There's also little interest in planning for a secure financial future.

"Most Millennials are concerned enough to invest in their future by going to college, but after graduation they are unprepared for how to handle their finances and where to invest their income," says Stacie Turner, a St. Louis, Mo., financial services professional. A Millennial herself, Stacie started her own individual retirement account contributions at 22.

Other Millennials agree that "when you're in your early 20s, or early 30s too, the last thing you think about is saving for retirement," says Jill Jacinto, an associate director at the women's career site Works and a millennial career expert for AOL Jobs. "Most young adults have enough issues paying for their lunch, much less planning out 50 years down the line. The best advice new graduates should take is to start saving their paychecks now and don't live from paycheck to paycheck. You'll never get anywhere doing that."
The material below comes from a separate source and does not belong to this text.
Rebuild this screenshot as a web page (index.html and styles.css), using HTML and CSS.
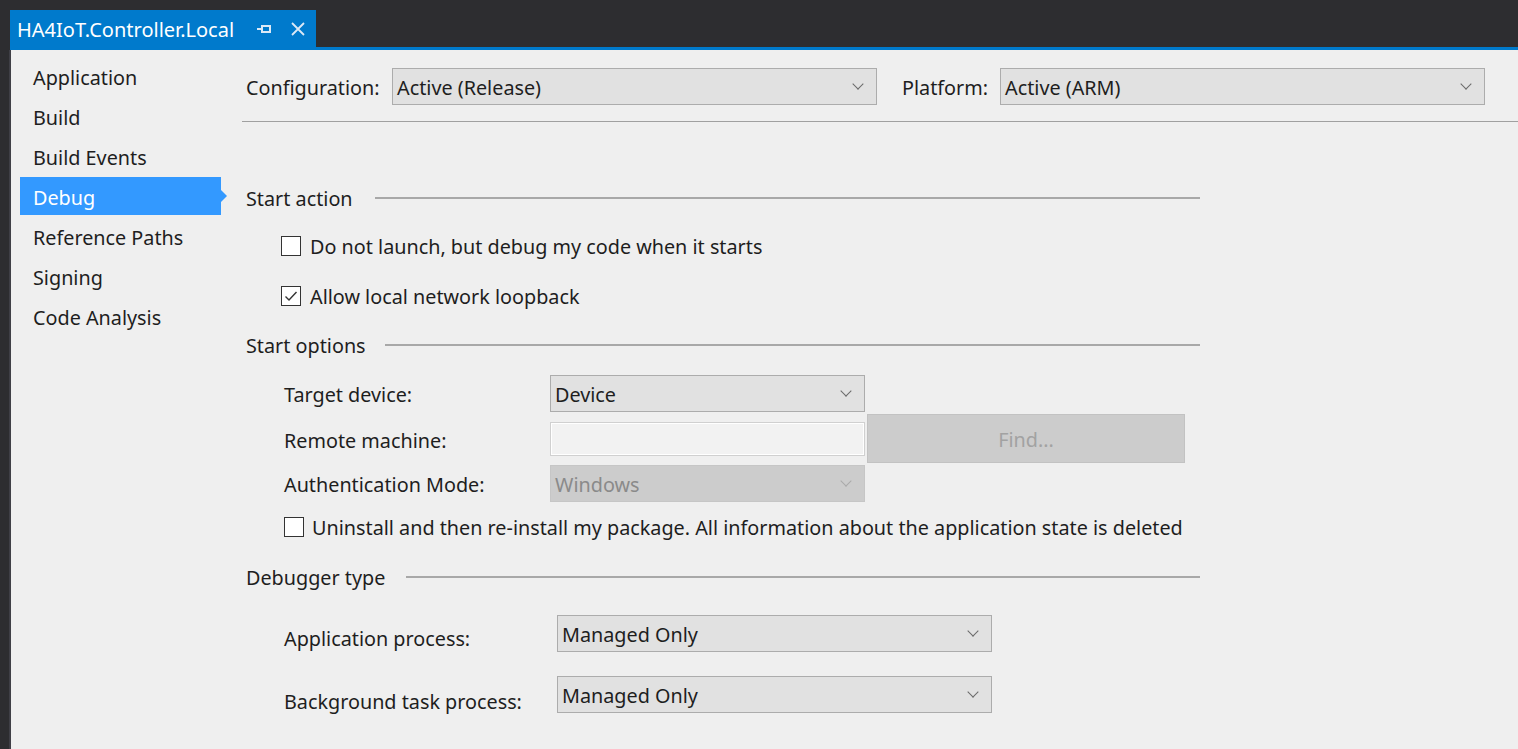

By spending more than you earn, you'll be digging yourself deeper and deeper into financial regret, Jacinto adds. "Sure, living in a studio apartment in New York City is amazing, but at $2,000 per month, it kills your budget. Fast-forward 50 years and you'll be sorry you didn't budget and live with roommates in Brooklyn."

To get the financial literacy needed to start making smart long-term money management decisions, Millennials need to strike out on their own. "Preparing Millennials for their financial future begins with financial education," says Gina Constantino, a Millennial and marketing associate in Orange County, Calif. "Since many high schools don't include financial education in their curriculum, Millennials should seek out alternative resources, like financial blogs [and] tweet chats, and start following personal finance bloggers and influencers on social media — especially Facebook, Twitter and Instagram. Those steps would be hugely beneficial to younger people looking to expand their financial knowledge." 

Another good thought: Families should talk about and teach financial matters from a fairly young age, Constantino adds. "If we can teach children how to save money, where to allocate money and help them understand the power of compound interest, we could ultimately reduce the amount of high-interest credit card debt in America and create a generation of savers and smart consumers, rather than spenders."